WHAT IS ASKED:
Do any lines in the data below contain "with"? If so, copy every one of them.

** Start of RECORDS SHOWN **

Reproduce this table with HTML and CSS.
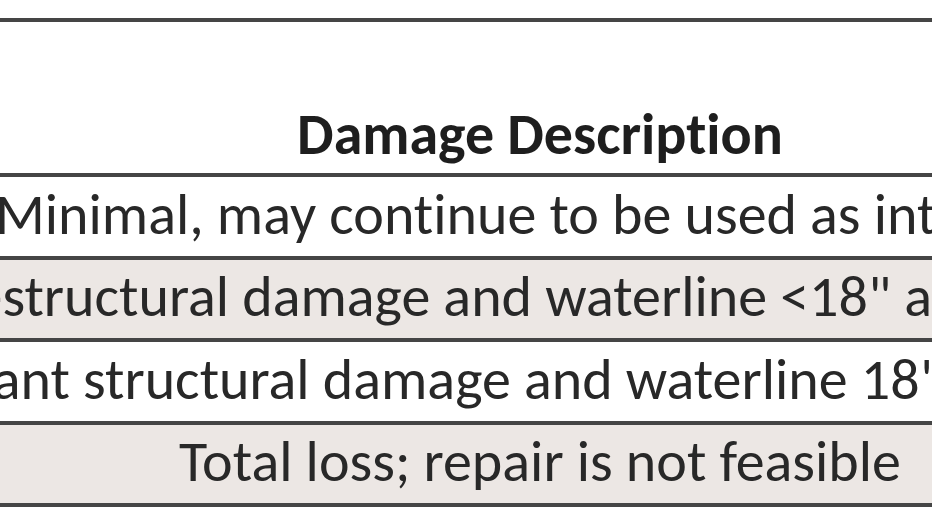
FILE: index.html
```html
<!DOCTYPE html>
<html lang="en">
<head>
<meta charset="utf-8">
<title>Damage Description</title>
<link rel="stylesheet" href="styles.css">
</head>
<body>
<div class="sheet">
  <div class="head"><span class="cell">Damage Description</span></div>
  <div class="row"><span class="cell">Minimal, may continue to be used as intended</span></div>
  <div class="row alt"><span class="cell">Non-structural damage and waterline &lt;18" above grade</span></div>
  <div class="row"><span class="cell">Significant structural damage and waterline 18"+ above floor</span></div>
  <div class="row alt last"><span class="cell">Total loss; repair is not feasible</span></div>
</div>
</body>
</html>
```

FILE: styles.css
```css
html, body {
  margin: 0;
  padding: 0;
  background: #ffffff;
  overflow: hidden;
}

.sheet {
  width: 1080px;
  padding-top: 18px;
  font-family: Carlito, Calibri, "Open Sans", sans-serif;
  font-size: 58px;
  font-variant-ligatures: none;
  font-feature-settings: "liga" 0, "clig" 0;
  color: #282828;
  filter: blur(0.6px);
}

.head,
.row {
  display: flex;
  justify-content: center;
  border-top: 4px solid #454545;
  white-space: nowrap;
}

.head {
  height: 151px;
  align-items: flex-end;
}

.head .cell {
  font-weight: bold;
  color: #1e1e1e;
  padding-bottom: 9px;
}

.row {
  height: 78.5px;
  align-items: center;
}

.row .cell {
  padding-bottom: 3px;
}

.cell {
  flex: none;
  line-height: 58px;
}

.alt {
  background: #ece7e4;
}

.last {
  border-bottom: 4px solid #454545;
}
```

** End of RECORDS SHOWN **
** Start of RECORDS SHOWN **

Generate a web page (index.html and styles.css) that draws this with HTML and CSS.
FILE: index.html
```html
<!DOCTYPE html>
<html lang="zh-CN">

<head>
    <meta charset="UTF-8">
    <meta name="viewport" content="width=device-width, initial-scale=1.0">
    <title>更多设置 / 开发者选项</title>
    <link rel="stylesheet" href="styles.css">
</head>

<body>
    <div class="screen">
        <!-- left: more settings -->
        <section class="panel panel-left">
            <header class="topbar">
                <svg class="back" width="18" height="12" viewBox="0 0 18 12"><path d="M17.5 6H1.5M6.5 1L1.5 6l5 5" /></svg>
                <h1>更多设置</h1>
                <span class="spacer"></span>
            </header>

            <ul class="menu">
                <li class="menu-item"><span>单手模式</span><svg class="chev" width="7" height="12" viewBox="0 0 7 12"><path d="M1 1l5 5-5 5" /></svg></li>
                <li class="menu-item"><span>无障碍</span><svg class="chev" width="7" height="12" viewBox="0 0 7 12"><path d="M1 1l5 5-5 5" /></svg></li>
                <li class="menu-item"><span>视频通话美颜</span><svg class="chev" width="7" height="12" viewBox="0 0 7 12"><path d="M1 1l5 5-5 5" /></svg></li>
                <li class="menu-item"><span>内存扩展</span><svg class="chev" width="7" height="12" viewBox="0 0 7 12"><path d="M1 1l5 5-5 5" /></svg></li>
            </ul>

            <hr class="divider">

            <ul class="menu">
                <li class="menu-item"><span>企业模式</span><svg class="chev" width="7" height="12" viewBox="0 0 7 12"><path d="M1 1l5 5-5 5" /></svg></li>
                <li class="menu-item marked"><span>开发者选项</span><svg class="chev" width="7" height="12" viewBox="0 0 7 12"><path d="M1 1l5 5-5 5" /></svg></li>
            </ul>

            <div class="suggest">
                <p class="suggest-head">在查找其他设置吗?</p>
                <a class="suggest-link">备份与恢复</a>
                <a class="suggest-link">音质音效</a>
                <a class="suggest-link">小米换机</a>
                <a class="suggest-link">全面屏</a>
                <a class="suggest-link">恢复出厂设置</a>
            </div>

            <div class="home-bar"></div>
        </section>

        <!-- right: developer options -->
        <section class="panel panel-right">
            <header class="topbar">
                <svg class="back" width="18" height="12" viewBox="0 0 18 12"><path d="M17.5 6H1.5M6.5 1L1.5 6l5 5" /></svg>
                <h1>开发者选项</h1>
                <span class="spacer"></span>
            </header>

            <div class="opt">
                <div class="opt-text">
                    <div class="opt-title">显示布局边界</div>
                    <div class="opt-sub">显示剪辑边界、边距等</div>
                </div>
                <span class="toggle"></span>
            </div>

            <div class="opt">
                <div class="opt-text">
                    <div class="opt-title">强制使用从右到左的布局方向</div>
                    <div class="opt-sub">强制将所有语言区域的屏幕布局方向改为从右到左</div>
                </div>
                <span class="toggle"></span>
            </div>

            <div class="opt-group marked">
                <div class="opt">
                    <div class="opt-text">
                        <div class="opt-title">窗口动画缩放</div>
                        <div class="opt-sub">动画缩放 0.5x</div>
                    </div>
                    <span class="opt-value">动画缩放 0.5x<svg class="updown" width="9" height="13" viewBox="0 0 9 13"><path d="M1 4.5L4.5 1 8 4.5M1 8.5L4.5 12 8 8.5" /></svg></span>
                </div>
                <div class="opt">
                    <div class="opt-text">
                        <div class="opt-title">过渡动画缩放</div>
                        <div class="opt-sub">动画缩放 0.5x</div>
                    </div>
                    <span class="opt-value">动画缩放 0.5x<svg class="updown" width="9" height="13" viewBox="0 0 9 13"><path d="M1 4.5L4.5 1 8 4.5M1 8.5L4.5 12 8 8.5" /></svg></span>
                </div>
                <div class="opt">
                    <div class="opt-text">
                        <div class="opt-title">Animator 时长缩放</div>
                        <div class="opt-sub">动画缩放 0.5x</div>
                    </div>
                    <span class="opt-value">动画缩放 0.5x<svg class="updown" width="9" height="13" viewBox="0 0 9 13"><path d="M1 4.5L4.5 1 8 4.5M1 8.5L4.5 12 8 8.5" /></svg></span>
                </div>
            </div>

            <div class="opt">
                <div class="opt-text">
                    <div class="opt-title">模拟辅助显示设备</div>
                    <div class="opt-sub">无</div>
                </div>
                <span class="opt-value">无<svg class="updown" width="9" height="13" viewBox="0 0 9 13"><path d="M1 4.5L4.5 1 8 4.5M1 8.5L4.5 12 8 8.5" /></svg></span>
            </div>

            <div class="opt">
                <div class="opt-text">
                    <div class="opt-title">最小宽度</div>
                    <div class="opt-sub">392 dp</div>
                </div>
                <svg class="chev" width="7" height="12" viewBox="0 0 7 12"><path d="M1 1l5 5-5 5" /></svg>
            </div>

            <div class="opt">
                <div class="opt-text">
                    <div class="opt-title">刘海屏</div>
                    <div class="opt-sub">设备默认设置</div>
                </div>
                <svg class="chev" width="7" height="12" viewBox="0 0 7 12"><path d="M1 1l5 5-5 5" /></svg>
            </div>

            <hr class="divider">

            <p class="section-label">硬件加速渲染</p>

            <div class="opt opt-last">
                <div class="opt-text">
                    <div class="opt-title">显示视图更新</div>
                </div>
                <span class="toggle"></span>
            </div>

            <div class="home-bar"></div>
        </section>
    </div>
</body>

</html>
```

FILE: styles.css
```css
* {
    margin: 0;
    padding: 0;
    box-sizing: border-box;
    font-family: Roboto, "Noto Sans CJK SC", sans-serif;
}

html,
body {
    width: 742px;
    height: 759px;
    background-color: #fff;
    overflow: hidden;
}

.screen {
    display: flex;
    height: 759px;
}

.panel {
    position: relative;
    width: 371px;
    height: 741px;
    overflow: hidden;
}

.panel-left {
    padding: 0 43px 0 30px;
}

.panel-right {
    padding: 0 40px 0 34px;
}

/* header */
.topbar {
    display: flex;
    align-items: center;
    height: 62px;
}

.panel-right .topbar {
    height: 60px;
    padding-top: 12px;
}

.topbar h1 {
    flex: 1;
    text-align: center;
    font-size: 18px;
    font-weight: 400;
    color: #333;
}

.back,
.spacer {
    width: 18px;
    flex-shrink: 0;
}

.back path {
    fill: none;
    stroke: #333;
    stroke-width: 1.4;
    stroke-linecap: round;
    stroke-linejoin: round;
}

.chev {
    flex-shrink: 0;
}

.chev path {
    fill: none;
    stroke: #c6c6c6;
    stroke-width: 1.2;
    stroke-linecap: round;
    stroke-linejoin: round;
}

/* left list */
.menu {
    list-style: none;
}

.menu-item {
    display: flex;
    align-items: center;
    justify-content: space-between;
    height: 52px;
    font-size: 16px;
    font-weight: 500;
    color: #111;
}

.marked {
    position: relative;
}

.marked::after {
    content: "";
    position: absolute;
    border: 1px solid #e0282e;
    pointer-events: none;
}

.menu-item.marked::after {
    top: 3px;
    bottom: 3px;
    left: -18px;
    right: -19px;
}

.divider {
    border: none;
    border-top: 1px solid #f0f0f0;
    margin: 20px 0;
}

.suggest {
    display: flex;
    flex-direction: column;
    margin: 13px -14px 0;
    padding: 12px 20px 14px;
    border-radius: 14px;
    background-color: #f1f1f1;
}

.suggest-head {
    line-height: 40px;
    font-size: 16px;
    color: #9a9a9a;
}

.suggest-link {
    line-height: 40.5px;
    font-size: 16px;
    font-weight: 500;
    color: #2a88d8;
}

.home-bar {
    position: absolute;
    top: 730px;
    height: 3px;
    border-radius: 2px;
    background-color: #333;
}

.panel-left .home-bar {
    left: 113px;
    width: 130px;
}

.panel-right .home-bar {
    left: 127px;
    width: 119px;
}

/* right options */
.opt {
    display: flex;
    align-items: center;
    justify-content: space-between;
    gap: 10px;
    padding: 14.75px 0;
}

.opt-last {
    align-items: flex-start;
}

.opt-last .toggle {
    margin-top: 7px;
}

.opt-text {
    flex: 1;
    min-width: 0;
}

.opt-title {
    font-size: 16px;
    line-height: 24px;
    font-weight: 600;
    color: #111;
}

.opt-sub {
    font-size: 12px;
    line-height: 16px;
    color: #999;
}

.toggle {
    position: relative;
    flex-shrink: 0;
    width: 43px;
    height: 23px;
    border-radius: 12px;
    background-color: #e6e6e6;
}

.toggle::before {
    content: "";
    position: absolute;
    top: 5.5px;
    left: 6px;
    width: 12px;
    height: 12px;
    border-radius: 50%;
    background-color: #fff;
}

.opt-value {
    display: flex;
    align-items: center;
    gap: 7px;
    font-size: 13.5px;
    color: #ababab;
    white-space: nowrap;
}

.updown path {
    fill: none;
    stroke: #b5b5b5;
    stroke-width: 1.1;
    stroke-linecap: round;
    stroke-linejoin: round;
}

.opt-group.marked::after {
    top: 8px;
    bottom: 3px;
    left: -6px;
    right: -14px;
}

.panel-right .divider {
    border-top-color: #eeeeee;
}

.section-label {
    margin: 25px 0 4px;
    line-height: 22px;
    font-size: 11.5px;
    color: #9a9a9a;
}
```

** End of RECORDS SHOWN **
** Start of RECORDS SHOWN **

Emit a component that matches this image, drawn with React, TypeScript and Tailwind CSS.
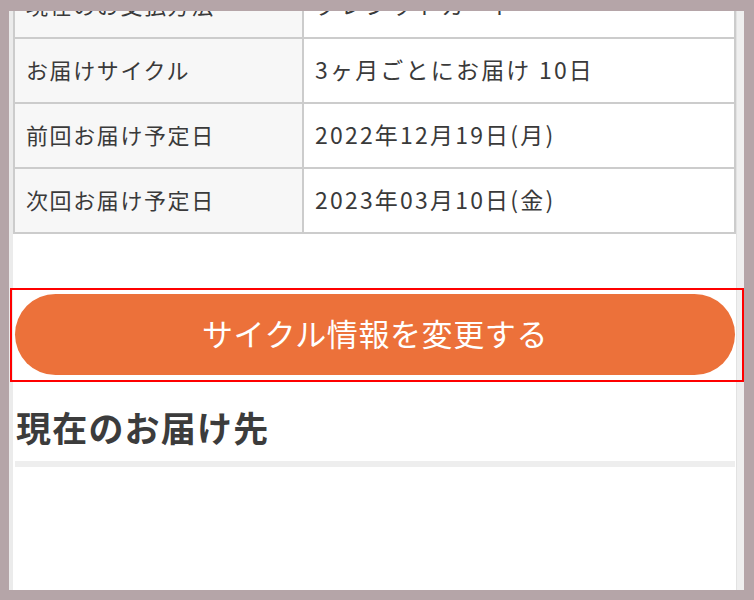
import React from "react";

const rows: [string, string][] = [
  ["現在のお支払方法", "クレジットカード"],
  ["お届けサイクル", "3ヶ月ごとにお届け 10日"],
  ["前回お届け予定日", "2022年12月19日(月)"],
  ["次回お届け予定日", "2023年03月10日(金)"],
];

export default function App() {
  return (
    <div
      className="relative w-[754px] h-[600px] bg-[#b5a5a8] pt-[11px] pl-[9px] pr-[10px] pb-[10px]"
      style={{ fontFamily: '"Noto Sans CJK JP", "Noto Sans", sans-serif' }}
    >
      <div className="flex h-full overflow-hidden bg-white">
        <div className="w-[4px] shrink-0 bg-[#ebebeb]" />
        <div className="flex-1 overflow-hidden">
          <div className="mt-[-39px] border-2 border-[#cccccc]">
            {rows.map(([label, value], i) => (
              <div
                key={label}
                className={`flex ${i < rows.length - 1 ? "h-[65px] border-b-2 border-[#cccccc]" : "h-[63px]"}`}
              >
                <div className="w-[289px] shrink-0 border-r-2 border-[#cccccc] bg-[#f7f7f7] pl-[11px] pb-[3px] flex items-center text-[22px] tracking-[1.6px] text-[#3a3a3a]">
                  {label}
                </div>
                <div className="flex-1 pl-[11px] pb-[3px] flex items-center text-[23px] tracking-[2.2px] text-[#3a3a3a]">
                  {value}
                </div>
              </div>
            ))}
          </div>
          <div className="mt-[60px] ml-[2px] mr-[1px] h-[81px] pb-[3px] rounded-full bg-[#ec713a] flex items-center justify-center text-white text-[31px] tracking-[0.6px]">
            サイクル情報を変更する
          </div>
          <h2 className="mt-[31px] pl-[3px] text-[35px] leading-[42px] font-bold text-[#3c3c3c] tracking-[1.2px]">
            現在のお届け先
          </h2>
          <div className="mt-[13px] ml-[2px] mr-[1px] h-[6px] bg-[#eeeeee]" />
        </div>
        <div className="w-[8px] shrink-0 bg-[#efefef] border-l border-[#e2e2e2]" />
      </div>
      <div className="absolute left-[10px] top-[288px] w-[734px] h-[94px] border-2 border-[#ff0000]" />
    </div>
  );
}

** End of RECORDS SHOWN **

RESPONSE:
Reproduce this table with HTML and CSS.
Generate a web page (index.html and styles.css) that draws this with HTML and CSS.
Emit a component that matches this image, drawn with React, TypeScript and Tailwind CSS.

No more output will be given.